After nearly 19 years, decks are cleared for redevelopment of Kher Nagar Sukhsadan Co-operative Housing Society in Bandra (East). The Bombay High Court has directed Maharashtra Housing and Area Development Authority (MHADA) and other authorities to grant permissions for the redevelopment by Tristar Development.
The high court has upheld the society’s rights in terminating the development agreement with AA Estates Private Limited (RNA Group Company) after it failed to start the redevelopment process.
The HC was hearing a petition filed by the society seeking direction to the authorities to grant no-objection certificate (NOC) to Tristar for redeveloping their society, which was categorised as C1 (dilapidated and beyond repair) by the BMC.
The society’s building was leased to it by MHADA under an agreement dated February 12, 1996. The society entered into a development agreement (DA) with AA Estates on October 16, 2005, granting them redevelopment rights.

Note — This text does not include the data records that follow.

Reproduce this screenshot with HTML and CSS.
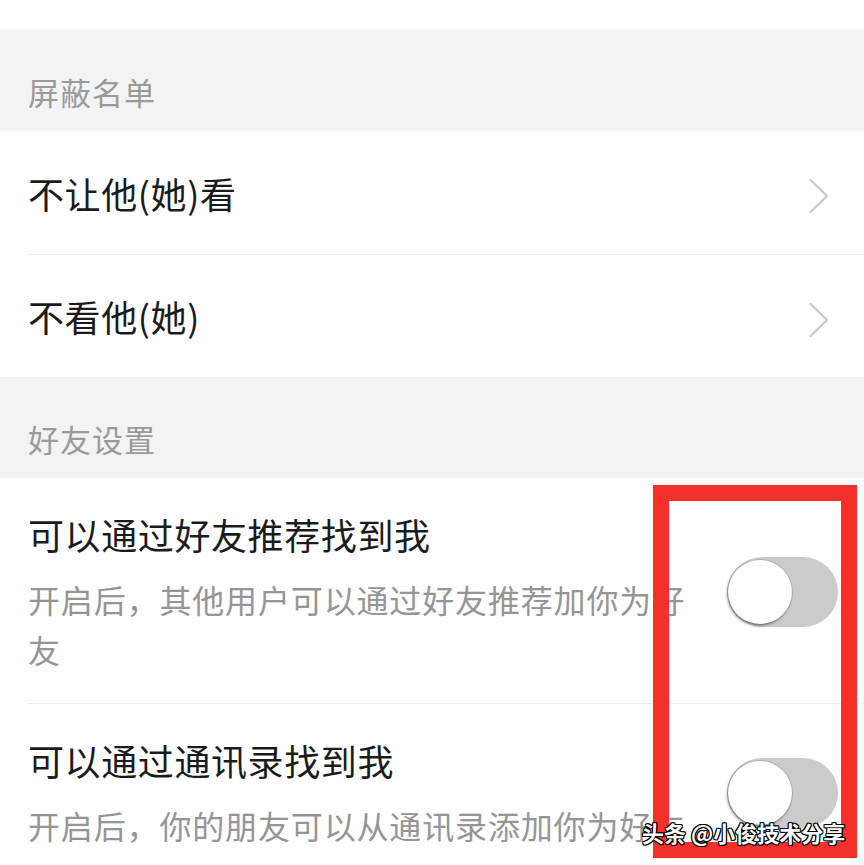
FILE: index.html
```html
<!DOCTYPE html>
<html lang="zh-CN">
<head>
<meta charset="utf-8">
<title>隐私设置</title>
<link rel="stylesheet" href="styles.css">
</head>
<body>
<div class="screen">
  <div class="cell-tail"></div>

  <div class="group-title">屏蔽名单</div>
  <div class="group">
    <div class="cell cell-link">
      <span class="cell-label">不让他(她)看</span>
      <svg class="chevron" width="22" height="36" viewBox="0 0 22 36" aria-hidden="true">
        <polyline points="2.5,2 19,18 2.5,34" />
      </svg>
    </div>
    <div class="cell cell-link">
      <span class="cell-label">不看他(她)</span>
      <svg class="chevron" width="22" height="36" viewBox="0 0 22 36" aria-hidden="true">
        <polyline points="2.5,2 19,18 2.5,34" />
      </svg>
    </div>
  </div>

  <div class="group-title">好友设置</div>
  <div class="group">
    <div class="cell cell-switch">
      <div class="cell-body">
        <div class="cell-label">可以通过好友推荐找到我</div>
        <div class="cell-desc">开启后，其他用户可以通过好友推荐加你为好友</div>
      </div>
      <span class="switch"><span class="switch-knob"></span></span>
    </div>
    <div class="cell cell-switch">
      <div class="cell-body">
        <div class="cell-label">可以通过通讯录找到我</div>
        <div class="cell-desc">开启后，你的朋友可以从通讯录添加你为好友</div>
      </div>
      <span class="switch"><span class="switch-knob"></span></span>
    </div>
  </div>

  <div class="highlight-box"></div>
  <div class="watermark">头条 @小俊技术分享</div>
</div>
</body>
</html>
```

FILE: styles.css
```css
* {
  box-sizing: border-box;
}

html,
body {
  margin: 0;
  padding: 0;
  background: #ffffff;
}

body {
  font-family: "Noto Sans CJK SC", "Noto Sans", sans-serif;
  color: #1b1b1b;
}

.screen {
  position: relative;
  width: 864px;
  height: 865px;
  overflow: hidden;
  background: #ffffff;
}

/* bottom of the cell above the visible area */
.cell-tail {
  height: 30px;
  background: #ffffff;
}

.group-title {
  height: 101px;
  padding: 46px 0 0 28px;
  background: #f3f3f3;
  color: #9a9a9a;
  font-size: 31px;
  line-height: 31px;
  letter-spacing: 1px;
}

.group {
  padding-left: 28px;
  background: #ffffff;
}

.cell + .cell {
  border-top: 1px solid #ececec;
}

.cell-label {
  font-size: 36px;
  line-height: 50px;
  letter-spacing: 0.6px;
  color: #1b1b1b;
}

/* navigation rows */
.cell-link {
  display: flex;
  align-items: center;
  justify-content: space-between;
  height: 123px;
  padding-right: 34px;
}

.chevron {
  margin-top: 7px;
  fill: none;
  stroke: #c9c9c9;
  stroke-width: 2.4;
  stroke-linecap: round;
  stroke-linejoin: round;
}

/* switch rows */
.cell-switch {
  display: flex;
  align-items: center;
  gap: 20px;
  padding: 31px 26px 29px 0;
}

.cell-body {
  flex: 1;
  min-width: 0;
}

.cell-desc {
  margin-top: 15px;
  font-size: 32px;
  line-height: 50px;
  letter-spacing: 0.85px;
  color: #959595;
}

.switch {
  flex: none;
  display: flex;
  align-items: center;
  width: 111px;
  height: 70px;
  padding-left: 1px;
  border-radius: 35px;
  background: #cbcbcb;
}

.switch-knob {
  width: 64px;
  height: 64px;
  border-radius: 50%;
  background: #ffffff;
  box-shadow: 0 0 0 1px rgba(0, 0, 0, 0.12), -1px 2px 3px rgba(0, 0, 0, 0.35);
}

/* red annotation frame drawn over the switches */
.highlight-box {
  position: absolute;
  left: 653px;
  top: 485px;
  width: 204px;
  height: 373px;
  border: 16px solid #f4302a;
}

.watermark {
  position: absolute;
  left: 642px;
  top: 820px;
  font-size: 22px;
  line-height: 24px;
  font-weight: 700;
  color: #ffffff;
  white-space: nowrap;
  text-shadow:
    1px 1px 0 #000, -1px -1px 0 #000, 1px -1px 0 #000, -1px 1px 0 #000,
    0 1px 0 #000, 0 -1px 0 #000, 1px 0 0 #000, -1px 0 0 #000;
}
```
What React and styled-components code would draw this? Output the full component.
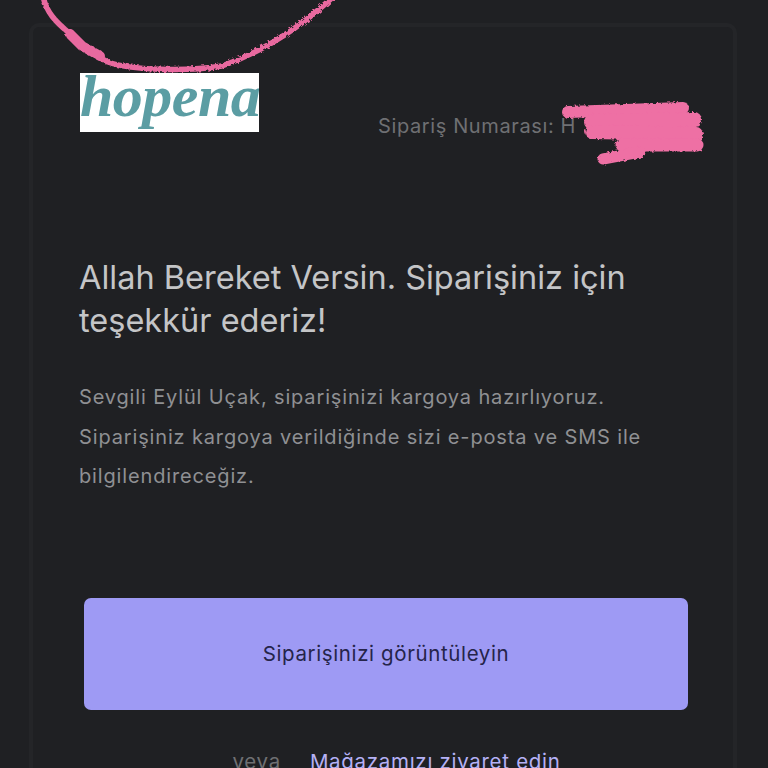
import styled, { createGlobalStyle } from "styled-components";

const GlobalStyle = createGlobalStyle`
  html, body {
    margin: 0;
    padding: 0;
    background: #1f2023;
  }
`;

const Page = styled.div`
  position: relative;
  width: 768px;
  height: 768px;
  overflow: hidden;
  background: #1f2023;
  font-family: Inter, "Liberation Sans", sans-serif;
  padding: 23px 31px 0 29px;
  box-sizing: border-box;
`;

const Card = styled.div`
  border: 4px solid #242528;
  border-bottom: 0;
  border-radius: 10px 10px 0 0;
  height: 745px;
  padding: 46px 43px 0 47px;
  box-sizing: border-box;
`;

const Header = styled.div`
  display: flex;
  align-items: flex-start;
  gap: 119px;
`;

const Logo = styled.div`
  width: 179px;
  height: 59px;
  flex: none;
  background: #fff;
  overflow: hidden;
  color: #5b9da3;
  font-family: "Liberation Serif", serif;
  font-style: italic;
  font-weight: 700;
  font-size: 60px;
  line-height: 46px;
  letter-spacing: -0.5px;
  white-space: nowrap;
`;

const OrderNumber = styled.div`
  margin-top: 40px;
  color: #6f7073;
  font-size: 20px;
  line-height: 26px;
  letter-spacing: 0.62px;
  white-space: nowrap;
`;

const Heading = styled.h1`
  margin: 117px 0 0 -1px;
  color: #c4c5c7;
  font-size: 32.5px;
  font-weight: 400;
  line-height: 43px;
`;

const Message = styled.p`
  margin: 36px 0 0 -1px;
  width: 600px;
  color: #8f9093;
  font-size: 20px;
  line-height: 39.5px;
  letter-spacing: 0.85px;
`;

const Button = styled.a`
  display: flex;
  align-items: center;
  justify-content: center;
  width: 604px;
  height: 112px;
  margin: 101px 0 0 4px;
  border-radius: 7px;
  background: #9e9af4;
  color: #25244a;
  font-size: 20.5px;
  letter-spacing: 0.62px;
`;

const Footer = styled.div`
  display: flex;
  justify-content: center;
  gap: 29px;
  width: 633px;
  height: 30px;
  margin-top: 39px;
  font-size: 20.5px;
  line-height: 26px;
  letter-spacing: 0.7px;
`;

const Muted = styled.span`
  color: #6f7073;
`;

const StoreLink = styled.a`
  color: #b5b1f6;
`;

const Scribble = styled.svg`
  position: absolute;
  inset: 0;
  pointer-events: none;
`;

const App = () => {
  return (
    <Page>
      <GlobalStyle />
      <Card>
        <Header>
          <Logo>hopena</Logo>
          <OrderNumber>Sipariş Numarası: H</OrderNumber>
        </Header>
        <Heading>
          Allah Bereket Versin. Siparişiniz için
          <br />
          teşekkür ederiz!
        </Heading>
        <Message>
          Sevgili Eylül Uçak, siparişinizi kargoya hazırlıyoruz. Siparişiniz
          kargoya verildiğinde sizi e-posta ve SMS ile bilgilendireceğiz.
        </Message>
        <Button>Siparişinizi görüntüleyin</Button>
        <Footer>
          <Muted>veya</Muted>
          <StoreLink>Mağazamızı ziyaret edin</StoreLink>
        </Footer>
      </Card>
      <Scribble width="768" height="768" viewBox="0 0 768 768">
        <defs>
          <filter id="chalk" x="-5%" y="-5%" width="110%" height="110%">
            <feTurbulence type="fractalNoise" baseFrequency="0.35" numOctaves="2" seed="4" />
            <feDisplacementMap in="SourceGraphic" scale="4" />
          </filter>
        </defs>
        <g filter="url(#chalk)" fill="none" stroke="#e8699f" strokeLinecap="round" strokeLinejoin="round">
          <path
            d="M43 -4 C46 12 56 22 68 32 C78 46 92 54 108 62 C130 70 185 72 222 66 C262 52 300 28 334 -4"
            strokeWidth="5.5"
          />
          <path d="M70 34 L82 46 L100 56" strokeWidth="10" />
          <g stroke="#ee6fa4">
            <path d="M568 112 L683 108" strokeWidth="12" />
            <path d="M592 122 L694 120" strokeWidth="16" />
            <path d="M592 132 L696 134" strokeWidth="14" />
            <path d="M622 145 L697 145" strokeWidth="13" />
            <path d="M603 159 L640 152" strokeWidth="11" />
          </g>
        </g>
      </Scribble>
    </Page>
  );
};

export default App;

However, AA Estates failed to take any substantial steps for seven years, merely obtaining an NOC from MHADA by January 5, 2012.
As AA Estates failed to initiate the redevelopment, the society terminated the DA on June 9, 2019. Meanwhile, AA Estates was admitted into the Corporate Insolvency Resolution Process (CIRP) under the Insolvency and Bankruptcy Code 2016 by an order of the National Company Law Tribunal (NCLT), Mumbai Bench, dated November 14, 2019.
The Interim Resolution Professional appointed for AA Estates informed the petitioner on December 24, 2019, that a moratorium was applicable to AA Estates’ assets under the CIRP, requesting no coercive action be taken against the developer. However, the NCLT vacated the CIRP order on June 12, 2020. Despite this, AA Estates requested the society to recall the termination of the DA. When the society refused the same, AA Estates initiated arbitration. However, it failed to get any favourable order.
On November 7, 2021, after considering several proposals, the petitioner appointed Tristar Development as its new developer, which subsequently spent Rs11.80 crore towards the project’s redevelopment.
However, in December 2022, the NCLT reappointed a Resolution Professional for AA Estates, who wrote to MHADA and other authorities, urging them not to grant redevelopment permissions for the society, thereby stalling the redevelopment process once again. Hence, the society approached the HC.
A bench of Justices MS Sonak and Kamal Khata noted that the society was “faced with a classic impasse yet again because of the infamous RNA Group company AA Estates Private Limited”. It underlined that AA Estates had failed to perform its obligations under the DA, and the redevelopment rights of the society’s property did not constitute an asset of AA Estates under the CIRP. It held that resolution professional’s letters were “ex-facie illegal”.
“These society members cannot be deprived of their basic and fundamental rights to shelter,” the bench remarked while directing the authorities to grant permissions for the redevelopment by Tristar.